Your article never claims "This is the definition of Big Money". It says "This is how Big Money overcomes the obstacles". Furthermore, neither your definition of BM or Faust's 2 differing definitions of Engines are all-encompassing or rigid. So can they really be called definitions? I considered them examples of Big Money and examples of Engines when I read this. I didn't realize (and I would guess others didn't realize either) that you were aiming to say that all Engines must fall into one of those two types.
So then, for example, the article says that with BM, "All the high-quality cards you buy are good on their own". So if I buy one card that isn't good on its own, it's no longer BM? I think most people would disagree with you on that. This is the slippery slope I was trying to establish earlier. There is no black and white point at which the BM stops being BM just because I add in one more card which isn't good on its own. Having cards which are good on their own (ie "no moving pieces") makes something more BM, and having cards which are not good on their own makes it more of an Engine.
Additionally, the article says this about BM: "Also, green cards will take a while to show up because your deck is fairly big and you’re not cycling through it very fast". So if I cycle through my BM deck fast it's no longer BM? Again, I think most would disagree with your definitions here. If I throw a Warehouse or Smithy into my BM, it doesn't magically become not-a-BM. You're acting like BM and Engine can't possibly be on a spectrum because they have rigid definitions, but then your definitions upon further examination are not at all rigid and don't hold up to scrutiny or common examples.

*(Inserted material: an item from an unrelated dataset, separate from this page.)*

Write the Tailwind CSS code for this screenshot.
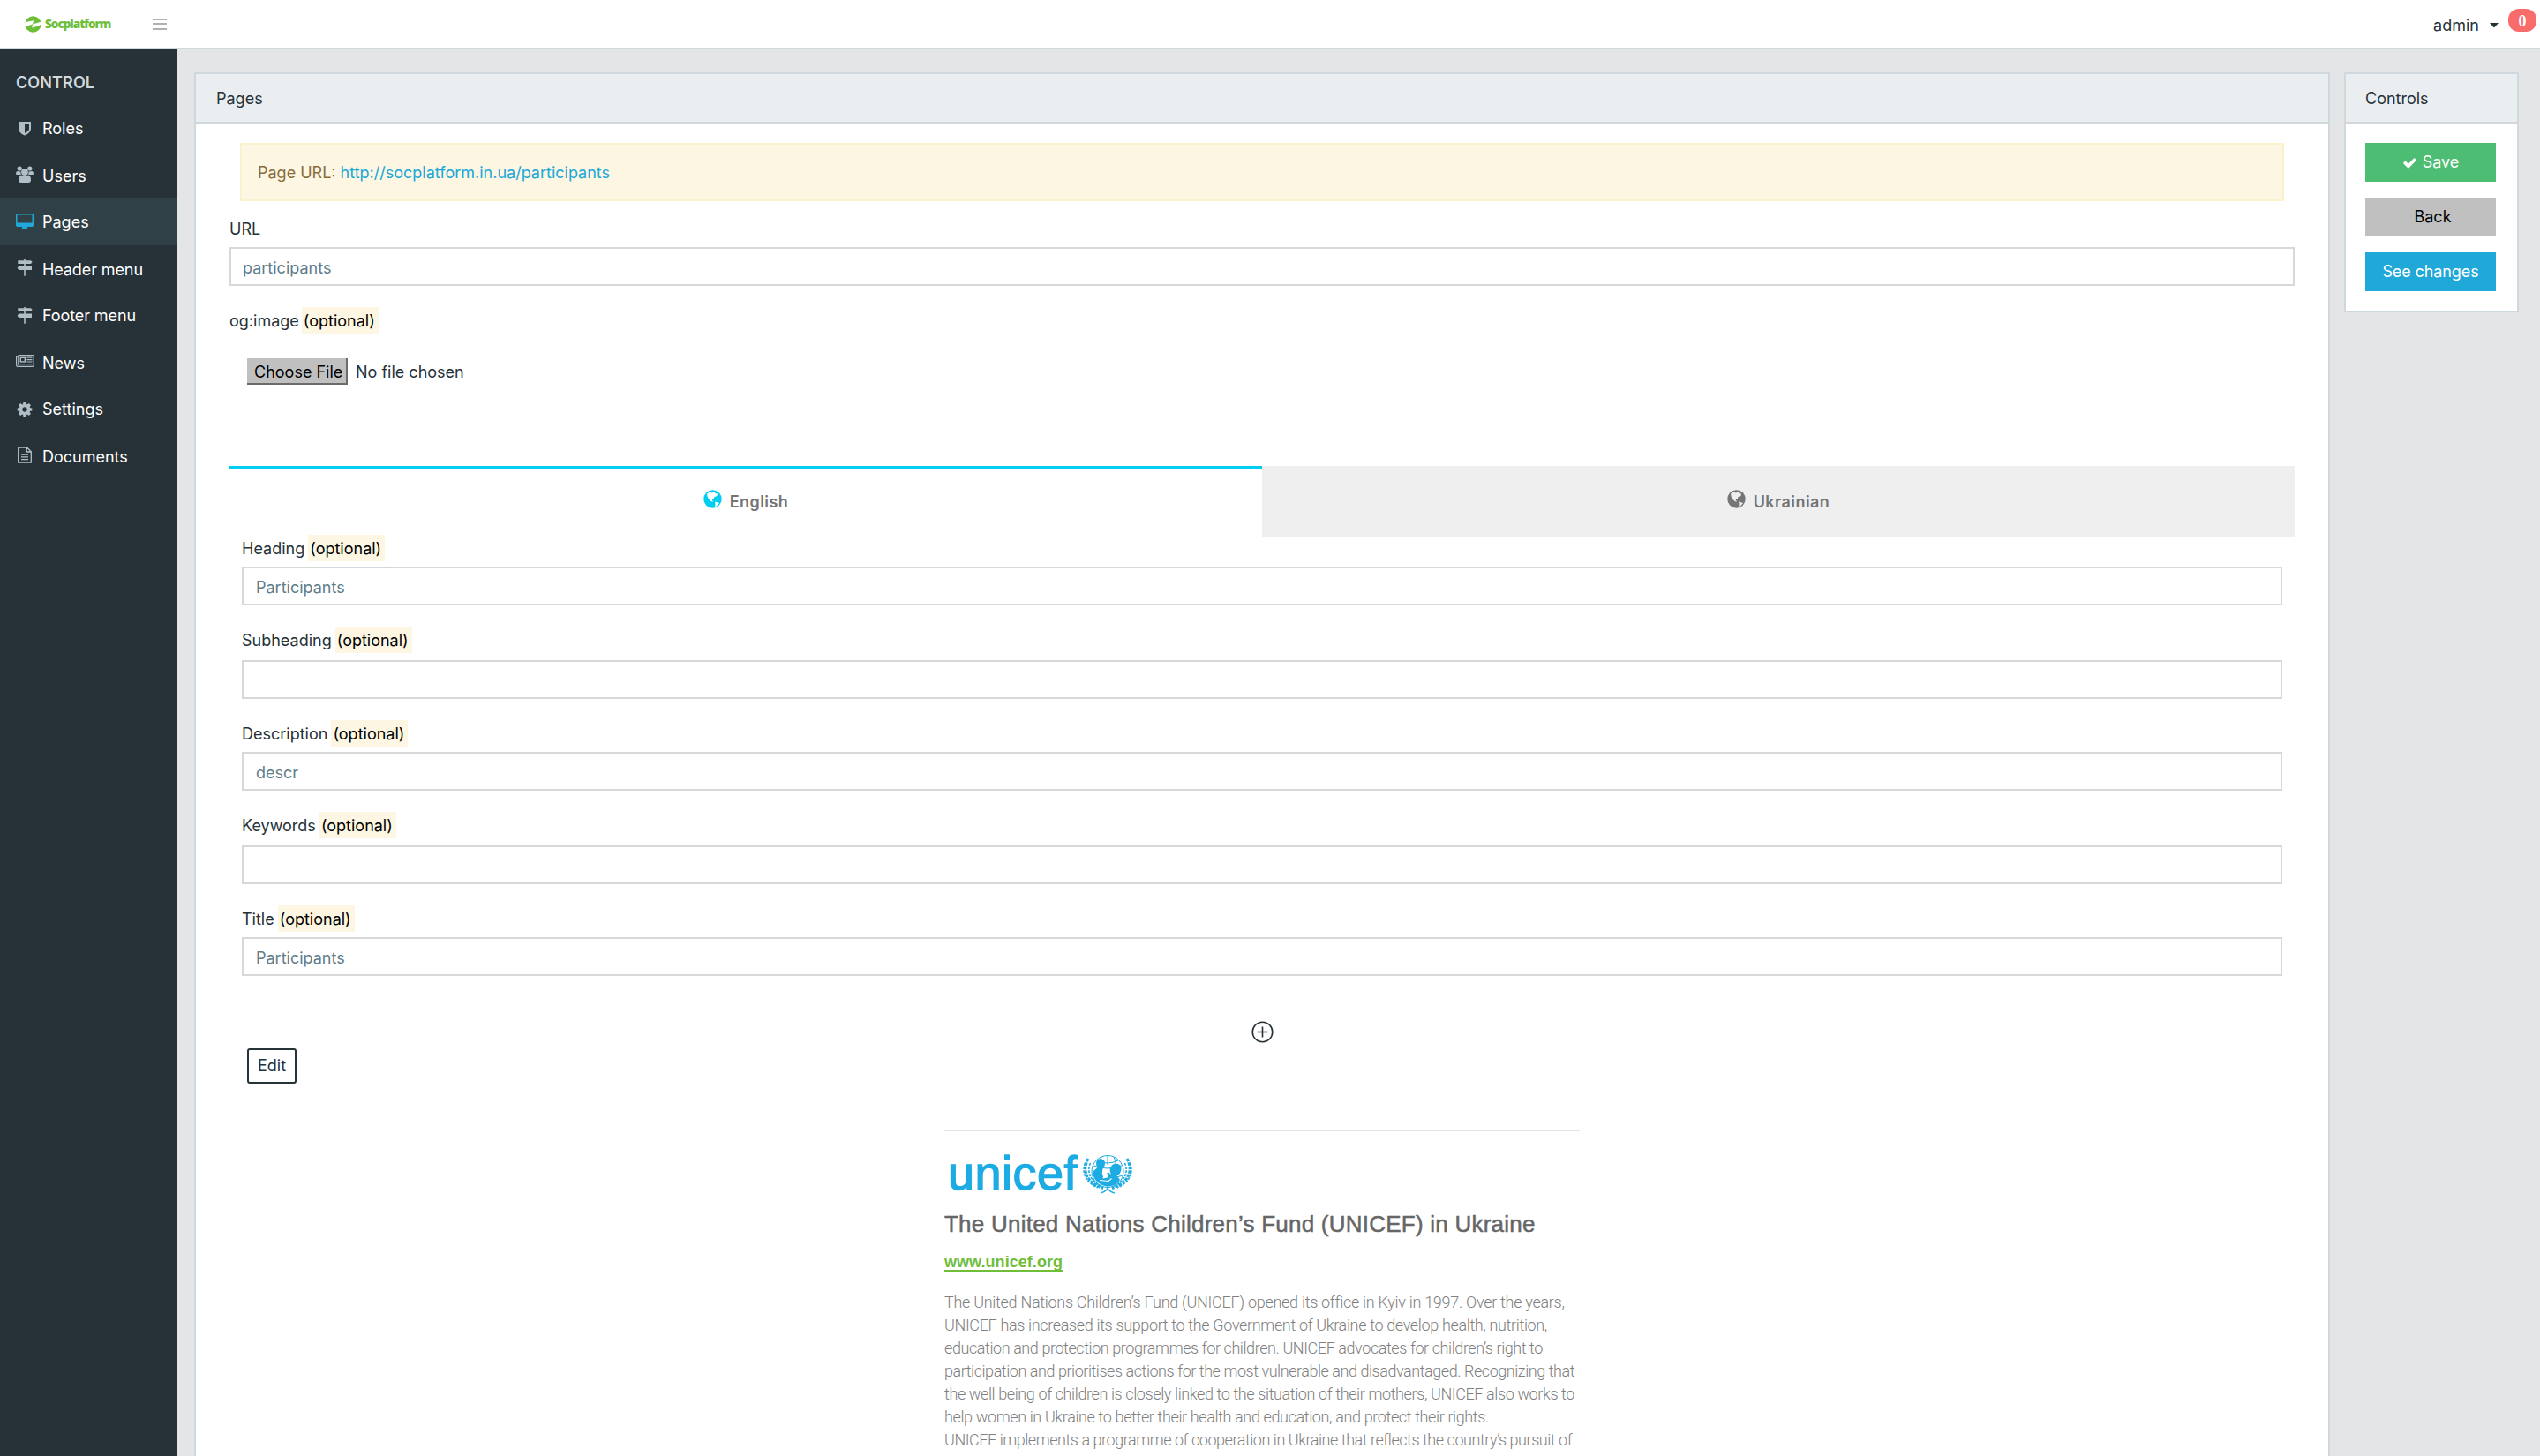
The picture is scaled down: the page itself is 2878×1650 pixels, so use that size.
<!DOCTYPE html>
<html lang="en">
<head>
<meta charset="utf-8">
<title>Pages</title>
<script src="https://cdn.jsdelivr.net/npm/@tailwindcss/browser@4"></script>
</head>
<body class="h-[1650px] w-[2878px] overflow-hidden bg-[#e4e5e6] font-['Inter',sans-serif] text-[18px] text-[#263238]">
<header class="flex h-[56px] items-center border-b-2 border-[#cfd8dc] bg-white">
  <svg class="ml-[28px] size-[19px]" viewBox="0 0 19 19"><circle cx="9.5" cy="9.5" r="9.2" fill="#6fbe3a"/><path d="M0 7.6C3.5 6.4 6.5 5.8 10.2 5.2L9 9.4 19 6.600V9.600C15 11.800 12 12.800 8 13.400L9.400 9.200 0 12.400Z" fill="#fff"/></svg>
  <span class="ml-[4px] w-[80px] pt-px text-[13.5px] font-extrabold tracking-[-1px] text-[#6fbe3a] font-['Open_Sans',sans-serif]">Socplatform</span>
  <div class="ml-[42px] flex w-[16px] flex-col gap-[3.5px]"><i class="h-[2px] bg-[#b0b0b0]"></i><i class="h-[2px] bg-[#b0b0b0]"></i><i class="h-[2px] bg-[#b0b0b0]"></i></div>
  <span class="mr-[12px] ml-auto pt-[2px]">admin</span>
  <svg class="mr-[11px] mt-[3px] h-[6px] w-[10px]" viewBox="0 0 10 6"><path d="M0 0H10L5 5.600Z" fill="#263238"/></svg>
  <span class="mr-[4px] mb-[8px] flex h-[26px] w-[32px] items-center justify-center rounded-[12px] bg-[#f86c6b] pt-[3px] text-[18px] font-bold text-white font-['Liberation_Serif',serif]">0</span>
</header>
<div class="flex h-[1594px]">
  <nav class="w-[200px] shrink-0 bg-[#263238] text-white">
    <div class="h-[62px] pl-[18px] pt-[23px] leading-[30px] font-semibold tracking-[0.1px] text-[#cfd8dc]">CONTROL</div>
    <a class="flex h-[54px] pl-[16px]"><svg class="h-[54px] w-[24px] shrink-0" viewBox="0 0 24 54"><path d="M5 20H19V28C19 31.500 15.500 34 12 35.600 8.500 34 5 31.500 5 28ZM12 22V33C15 31.500 17 30 17 28V22Z" fill="#b0bec5" fill-rule="evenodd"/></svg><span class="pl-[8px] pt-px leading-[54px]">Roles</span></a>
    <a class="flex h-[52px] pl-[16px]"><svg class="h-[54px] w-[24px] shrink-0" viewBox="0 0 24 54"><g fill="#b0bec5"><circle cx="6.200" cy="19" r="2.600"/><circle cx="17.800" cy="19" r="2.600"/><path d="M2 25C2 22.800 3 21.800 4.200 22 6 22.600 7 22.400 7.400 22.200L7.800 26H4C2.600 26 2 25.800 2 25ZM22 25C22 22.800 21 21.800 19.800 22 18 22.600 17 22.400 16.600 22.200L16.200 26H20C21.400 26 22 25.800 22 25Z"/><circle cx="12" cy="23" r="3.900"/><path d="M5 32C5 28.500 6.200 26.600 8.200 26.600 10.500 28.300 13.500 28.300 15.800 26.600 17.800 26.600 19 28.500 19 32 19 34 18 35 16.400 35H7.600C6 35 5 34 5 32Z"/></g></svg><span class="pl-[8px] pt-px leading-[54px]">Users</span></a>
    <a class="flex h-[54px] bg-[#304047] pl-[16px]"><svg class="h-[54px] w-[24px] shrink-0" viewBox="0 0 24 54"><path d="M3.700 18H20.300Q22 18 22 19.700V31.300Q22 33 20.300 33H15L15.200 34.200Q15 35.200 14 35.200H10Q9 35.200 8.800 34.200L9 33H3.700Q2 33 2 31.300V19.700Q2 18 3.700 18ZM3.500 19.600V28.600H20.500V19.600Z" fill="#20a8d8" fill-rule="evenodd"/></svg><span class="pl-[8px] pt-px leading-[54px]">Pages</span></a>
    <a class="flex h-[52px] pl-[16px]"><svg class="h-[54px] w-[24px] shrink-0" viewBox="0 0 24 54"><path d="M11.200 16H12.800V17.200H19L20.600 19.100 19 21H12.800V23.600H20V28H12.800V34.800H11.200V28H5.300L3.600 25.800 5.300 23.600H11.200V21H4.300V17.200H11.200Z" fill="#b0bec5"/></svg><span class="pl-[8px] pt-px leading-[54px] tracking-[-0.1px]">Header menu</span></a>
    <a class="flex h-[54px] pl-[16px]"><svg class="h-[54px] w-[24px] shrink-0" viewBox="0 -2 24 54"><path d="M11.200 16H12.800V17.200H19L20.600 19.100 19 21H12.800V23.600H20V28H12.800V34.800H11.200V28H5.300L3.600 25.800 5.300 23.600H11.200V21H4.300V17.200H11.200Z" fill="#b0bec5"/></svg><span class="pl-[8px] pt-px leading-[54px] tracking-[-0.1px]">Footer menu</span></a>
    <a class="flex h-[52px] pl-[16px]"><svg class="h-[54px] w-[24px] shrink-0" viewBox="0 0 24 54"><g fill="none" stroke="#b0bec5" stroke-width="1.200"><path d="M4.800 18.600H22.200V30.200Q22.200 31.400 21 31.400H4Q2.600 31.400 2.600 30V20H4.800M4.800 18.600V30"/><rect x="7.300" y="21.300" width="5" height="4.600" stroke-width="1.400"/><path d="M14.500 21.200H20.500M14.500 23.600H20.500M14.500 26H20.500M6.800 28.600H12.800M14.500 28.600H20.500"/></g></svg><span class="pl-[8px] pt-px leading-[54px]">News</span></a>
    <a class="flex h-[54px] pl-[16px]"><svg class="h-[54px] w-[24px] shrink-0" viewBox="0 0 24 54"><path transform="translate(2.250 18.250) scale(.01088)" d="M1152 896q0-106-75-181t-181-75-181 75-75 181 75 181 181 75 181-75 75-181zm512-109v222q0 12-8 23t-20 13l-185 28q-19 54-39 91 35 50 107 138 10 12 10 25t-9 23q-27 37-99 108t-94 71q-12 0-26-9l-138-108q-44 23-91 38-16 136-29 186-7 28-36 28h-222q-14 0-24.500-8.500t-11.500-21.500l-28-184q-49-16-90-37l-141 107q-10 9-25 9-14 0-25-11-126-114-165-168-7-10-7-23 0-12 8-23 15-21 51-66.500t54-70.500q-27-50-41-99l-183-27q-13-2-21-12.500t-8-23.500v-222q0-12 8-23t19-13l186-28q14-46 39-92-40-57-107-138-10-12-10-24 0-10 9-23 26-36 98.500-107.500t94.500-71.500q13 0 26 10l138 107q44-23 91-38 16-136 29-186 7-28 36-28h222q14 0 24.500 8.500t11.500 21.500l28 184q49 16 90 37l142-107q9-9 24-9 13 0 25 10 129 119 165 170 7 8 7 22 0 12-8 23-15 21-51 66.500t-54 70.500q26 50 41 98l183 28q13 2 21 12.500t8 23.500z" fill="#b0bec5"/></svg><span class="pl-[8px] pt-px leading-[54px]">Settings</span></a>
    <a class="flex h-[52px] pl-[16px]"><svg class="h-[54px] w-[24px] shrink-0" viewBox="0 0 24 54"><g fill="none" stroke="#b0bec5" stroke-width="1.300"><path d="M5.200 17H14.500L19.300 21.800V34.200H4.700V17.500ZM14.200 17V22H19.300"/><path d="M8 25H16M8 27.800H16M8 30.600H16"/></g></svg><span class="pl-[8px] pt-px leading-[54px]">Documents</span></a>
  </nav>
  <main class="flex flex-1 items-start pl-[20px] pt-[26px]">
    <section class="h-[1568px] w-[2420px] shrink-0 overflow-hidden border-2 border-b-0 border-[#cfd8dc] bg-white">
      <div class="h-[56px] border-b-2 border-[#cfd8dc] bg-[#eaeef1] pl-[23px] pt-px leading-[54px]">Pages</div>
      <div class="px-[38px] pt-[22px]">
        <div class="mx-[12px] h-[66px] border-2 border-[#faf2cc] bg-[#fcf6e2] pl-[18px] leading-[63px] text-[#8a6d3b]">Page URL: <a class="text-[#20a8d8]">http://socplatform.in.ua/participants</a></div>
        <label class="mt-[17px] block h-[30px] leading-[30px]">URL</label>
        <div class="mt-[5px] h-[44px] border-2 border-[#d7d8d9] pl-[13px] leading-[43px] text-[#607d8b]">participants</div>
        <label class="mt-[24px] block h-[30px] leading-[32px]">og:image <span class="-ml-[2px] inline-block h-[30px] bg-[#fcf6e2] pr-[4px] pl-[2px] text-black">(optional)</span></label>
        <div class="mt-[28px] ml-[20px] flex h-[30px]">
          <span class="w-[114px] border-r-2 border-b-2 border-[#6b6b6b] bg-[#c0c0c0] pl-[8px] leading-[31px] text-black">Choose File</span>
          <span class="pl-[9px] leading-[31px]">No file chosen</span>
        </div>
        <div class="mt-[92px] grid h-[80px] grid-cols-2 font-semibold tracking-[0.45px] text-[#757575]">
          <div class="flex items-center justify-center gap-[9px] border-t-[3px] border-[#00cef0]">
            <svg class="mb-[9px] size-[21px]" viewBox="0 0 21 21"><circle cx="10.500" cy="10.500" r="10.200" fill="#00cef0"/><path d="M4 4.500 7 2.500 10 3.500 12.500 2 14 4.500 16 4.200 15.500 7 12.500 8 11.500 10.500 9.500 11 11 13.500 9 13.200 6 10.500 4.500 7.500ZM13 13.500 16.500 14.500 18 15 15 18.500 13.200 19 13.500 16Z" fill="#fff"/></svg>
            <span class="pb-[2px]">English</span>
          </div>
          <div class="flex items-center justify-center gap-[9px] border-t-[3px] border-[#efefef] bg-[#efefef]">
            <svg class="mb-[9px] size-[21px]" viewBox="0 0 21 21"><circle cx="10.500" cy="10.500" r="10.200" fill="#757575"/><path d="M4 4.500 7 2.500 10 3.500 12.500 2 14 4.500 16 4.200 15.500 7 12.500 8 11.500 10.500 9.500 11 11 13.500 9 13.200 6 10.500 4.500 7.500ZM13 13.500 16.500 14.500 18 15 15 18.500 13.200 19 13.500 16Z" fill="#efefef"/></svg>
            <span class="pb-[2px]">Ukrainian</span>
          </div>
        </div>
        <div class="-mt-[2px] px-[14px]">
          <label class="block h-[30px] leading-[32px]">Heading <span class="-ml-px inline-block h-[30px] bg-[#fcf6e2] pr-[4px] pl-[2px] text-black">(optional)</span></label>
          <div class="mt-[6px] h-[44px] border-2 border-[#d7d8d9] pl-[14px] leading-[43px] text-[#607d8b]">Participants</div>
          <label class="mt-[24px] block h-[30px] leading-[32px]">Subheading <span class="-ml-px inline-block h-[30px] bg-[#fcf6e2] pr-[4px] pl-[2px] text-black">(optional)</span></label>
          <div class="mt-[8px] h-[44px] border-2 border-[#d7d8d9]"></div>
          <label class="mt-[24px] block h-[30px] leading-[32px]">Description <span class="-ml-px inline-block h-[30px] bg-[#fcf6e2] pr-[4px] pl-[2px] text-black">(optional)</span></label>
          <div class="mt-[6px] h-[44px] border-2 border-[#d7d8d9] pl-[14px] leading-[43px] text-[#607d8b]">descr</div>
          <label class="mt-[24px] block h-[30px] leading-[32px]">Keywords <span class="-ml-px inline-block h-[30px] bg-[#fcf6e2] pr-[4px] pl-[2px] text-black">(optional)</span></label>
          <div class="mt-[8px] h-[44px] border-2 border-[#d7d8d9]"></div>
          <label class="mt-[24px] block h-[30px] leading-[32px]">Title <span class="-ml-px inline-block h-[30px] bg-[#fcf6e2] pr-[4px] pl-[2px] text-black">(optional)</span></label>
          <div class="mt-[6px] h-[44px] border-2 border-[#d7d8d9] pl-[14px] leading-[43px] text-[#607d8b]">Participants</div>
        </div>
        <svg class="mx-auto mt-[51px] block size-[25px]" viewBox="0 0 25 25"><g fill="none" stroke="#263238" stroke-width="1.600"><circle cx="12.500" cy="12.500" r="11.300"/><path d="M12.500 6.500V18.500M6.500 12.500H18.500"/></g></svg>
        <div class="mt-[6px] ml-[20px] h-[40px] w-[56px] rounded-[3px] border-2 border-[#263238] text-center leading-[35px]">Edit</div>
        <article class="mx-auto mt-[52px] w-[720px] border-t-2 border-[#e3e3e3] font-['Liberation_Sans',sans-serif]">
          <div class="flex h-[76px] pl-[4px]">
            <span class="w-[152px] pt-[16px] text-[54px] leading-[62px] tracking-[0.5px] text-[#1cabe2] [-webkit-text-stroke:1.3px_#1cabe2]">unicef</span>
            <svg class="mt-[26px] h-[46px] w-[58px]" viewBox="0 0 58 46">
              <g fill="none" stroke="#1cabe2" stroke-width="1"><circle cx="29" cy="19.500" r="18"/><path d="M29 1.500V12M22 3Q18 12 20 18M36 3Q40 12 38 18M17 7Q29 13 41 7M13 13Q29 19 45 13M39 26L46 24"/></g>
              <g fill="#1cabe2"><ellipse cx="21" cy="10.500" rx="5" ry="5.500"/><circle cx="38.500" cy="16.500" r="6"/><path d="M18 13 24 15C23 19 22 22 24 25L23.500 27.500 29 26.500 30.500 23.500 28 21.500 30 20.500 33 23C31.500 19 31 16 33 14L44 17C44 21 42 24 39.500 24L43 29C39 35.500 31 38.500 23 35 15 31 12 26 12.500 20 14 17 17 17 18 13Z"/></g>
              <path d="M20 29.500 30 30.500 33.500 27.500" fill="none" stroke="#fff" stroke-width="1.200"/>
              <g fill="none" stroke="#1cabe2" stroke-width="3" stroke-dasharray="3.600 1"><path d="M7 5C1 16 2 31 24 38.500"/><path d="M51 5C57 16 56 31 34 38.500"/></g>
              <g fill="none" stroke="#1cabe2" stroke-width="1.600" stroke-dasharray="3 1.200"><path d="M9.500 10C6 18 7 29 22 36"/><path d="M48.500 10C52 18 51 29 36 36"/><path d="M3.500 10C0 19 2 31 18 38"/><path d="M54.500 10C58 19 56 31 40 38"/></g>
              <path d="M21 44Q28 42 30 37M37 44Q30 42 28 37" fill="none" stroke="#1cabe2" stroke-width="1.500"/>
            </svg>
          </div>
          <h2 class="mt-[13px] text-[26px] leading-[32px] tracking-[0.235px] whitespace-nowrap text-[#666] [-webkit-text-stroke:0.5px_#666]">The United Nations Children’s Fund (UNICEF) in Ukraine</h2>
          <a class="mt-[12px] block h-[30px] leading-[30px]"><span class="inline-block h-[23px] border-b-2 border-[#6fbe3a] font-bold text-[#6fbe3a] tracking-[0.05px] leading-[24px]">www.unicef.org</span></a>
          <div class="mt-[18px] text-[18px] leading-[26px] whitespace-nowrap font-light text-[#808080] font-['Roboto',sans-serif]">
            <p class="tracking-[-0.291px]">The United Nations Children’s Fund (UNICEF) opened its office in Kyiv in 1997. Over the years,</p>
            <p class="tracking-[-0.351px]">UNICEF has increased its support to the Government of Ukraine to develop health, nutrition,</p>
            <p class="tracking-[-0.421px]">education and protection programmes for children. UNICEF advocates for children’s right to</p>
            <p class="tracking-[-0.454px]">participation and prioritises actions for the most vulnerable and disadvantaged. Recognizing that</p>
            <p class="tracking-[-0.393px]">the well being of children is closely linked to the situation of their mothers, UNICEF also works to</p>
            <p class="tracking-[-0.375px]">help women in Ukraine to better their health and education, and protect their rights.</p>
            <p class="tracking-[-0.457px]">UNICEF implements a programme of cooperation in Ukraine that reflects the country’s pursuit of</p>
          </div>
        </article>
      </div>
    </section>
    <section class="ml-[16px] h-[272px] w-[198px] border-2 border-[#cfd8dc] bg-white">
      <div class="h-[56px] border-b-2 border-[#cfd8dc] bg-[#eaeef1] pl-[22px] pt-px leading-[54px]">Controls</div>
      <div class="flex flex-col gap-[18px] pt-[22px] pr-[24px] pl-[22px] text-center leading-[44px]">
        <div class="flex h-[44px] items-center justify-center gap-[6px] bg-[#4dbd74] text-white"><svg class="size-[17px]" viewBox="0 0 1792 1792"><path d="M1671 566q0 40-28 68l-724 724-136 136q-28 28-68 28t-68-28l-136-136-362-362q-28-28-28-68t28-68l136-136q28-28 68-28t68 28l294 295 656-657q28-28 68-28t68 28l136 136q28 28 28 68z" fill="#fff"/></svg>Save</div>
        <div class="h-[44px] bg-[#c0c0c0] pl-[5px] text-black">Back</div>
        <div class="h-[44px] bg-[#20a8d8] tracking-[-0.1px] text-white">See changes</div>
      </div>
    </section>
  </main>
</div>
</body>
</html>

If you don't address the 7 obstacles, you don't have a strategy
Says who? What definition are you using of "Strategy"? Because any definition I have ever seen of the word allows for the Strategy to be ineffective. I could plan to win by 3-pilling the Estates, Ruins, and Poachers. It's a terrible strategy, but it's still a strategy.
A pure big money deck handles the challenges of deck building perfectly.
This is almost too bizarre of a claim to even respond to. It should be obvious why this isn't true. If pure BM handled all challenges posed to it perfectly, nobody would even build Engines in the first place.
If you play big money and lose, the problem isn't that you didn't have enough moving parts in your big money deck
Which is not what I said
the problem is that there was something better than big money available and you should have built that instead.
Which is exactly what I said, unless you ignore the fact that I have stated that "more moving parts is what defines an Engine, and less is what defines BM", as you and Faust have done.
1) The phrasing "You need a good economy" or "You need a way to draw your good cards" gets the job done in a more generalized wayI don't think it does it in a more generalized way. The fact that you only draw 5 cards applies universally
It doesn't though, because in many games this problem goes completely ignored. What never gets ignored is the fact that you need a good economy. You said that Rush decks don't have an economy, and that just leads me to believe that we're not even using the same definition of "economy" (I'm noticing a trend here).
But it seems like you think that's one solution, and it's not. There are many ways to not have leftover money. You could get +Buy, you could use Plaza to convert them to Coin Tokens, or you could dump them into OverpaysI don't think the exact method of achieving your goal that is not having leftover money is relevant to characterizing your strategy. Either way, you're achieving that goal, and achieving that goal is the solution to the obstacle.
But it feels like you're losing sight of the reason we're even talking about +Buy. You originally made it sound like you were considering removing the "You only have 1 Buy" thing from the 7 obstacles, and the reason you gave (as I understood it) was that there's only ever really one solution to that problem. As we have just established, this is not the case. I can name at least 3 (since we're disagreeing on the Gainer thing), but you're still acting like those 3 are just 1.